High volume meal periods are the key to success.  You need the proper staff level, a well stocked line, easy to use portion control devices and a well trained expediter.  Executing orders in an efficient manner during your peak meal periods will have the greatest impact on your food cost results.

Tuesday, November 05, 2013

Food Cost Control CBA

Any food cost control project or organization should be designed to produce a positive outcome.  You want your cost savings to be greater than your control costs.  Cost benefit analysis (CBA) is the name given to the simple formula.  We can see our actual net benefit by subtracting the expenses we incur in tracking food costs against the improvement in food costs.

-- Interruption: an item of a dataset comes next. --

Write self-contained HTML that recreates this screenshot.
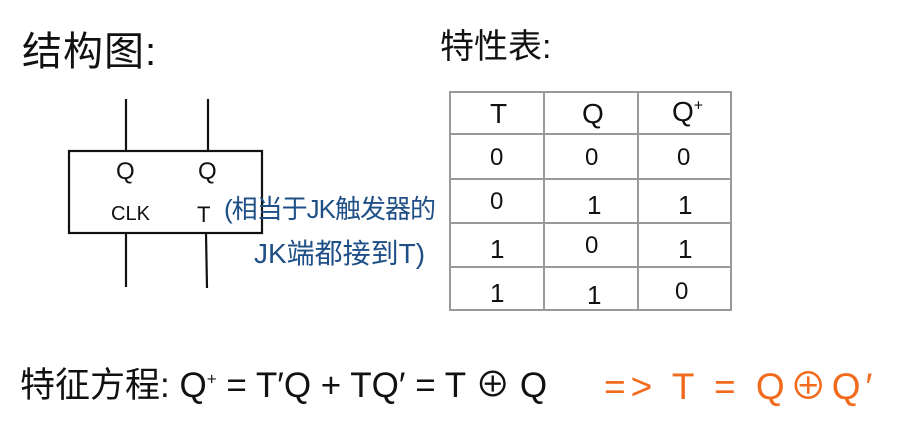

CBA has some assumptions which can be tightened or relaxed depending on your organization.  The first assumption is the cost control environment from the previous period would produce the same results in the future period if there are no changes.  Any marginal changes in the cost control system, including investment in technology, measurement equipment, security cameras, increases or decreases in staff allocated to the tasks and management efforts, should be budgeted and closely tracked.  These marginal expenses will be compared to the food cost results.

My preference is to use dollars of investment in cost saving resources vs. dollar savings in food cost.

If an operation with $2,000,000 in food sales experienced a food cost percentage of 36% in the previous year, their food cost is $720,000. 

This same operation invests in a cost control system with interfaces to the POS system and their top supplier's online ordering system.  The investment includes equipment, software, implementation costs and a cost accountant.  If the turn key system costs are $30,000 and the useful life is 5 years, we have a marginal technology cost of $6,000 per year.  Most systems need support and 20% or $6,000 should be budgeted to handle this need. 

Our cost accountant has a cost of $60,000 which includes a base salary, health care insurance, workers compensation insurance, employer's share of social security and medicare, holiday and vacation pay, etc.  If you already employ a cost accountant and you are arming this person with the new tool, you can eliminate this expense from your marginal analysis.

Assuming we need to hire a new person, our total annual cost for this increase in control is $72,000.  We would need to buy 10% less food for the same revenue level to break even.  On the other hand, the cost to provide an ill equipped accountant is only $12,000 per year.  We start providing a net benefit once our costs decline by the same $12,000 or 1.67%.

I recommend investing the necessary money in this type of cost control system if your operation enjoys at least $2,000,000 in annual food sales.  For operations with no cost control at the present time, you will reap the biggest reward.  Routine savings average over 10%.  I have seen declines of 25% in food purchases in out of control restaurants.

For operations with a hit or miss spreadsheet cost analysis, you will find the total cost to provide a professional cost control system will be repaid in a fraction of a year.  The entire investment of $30,000 and the annual support will be covered by the expected savings.  From experience, I would conservatively estimate an annual savings between $60,000 and $90,000 in an operation of this size.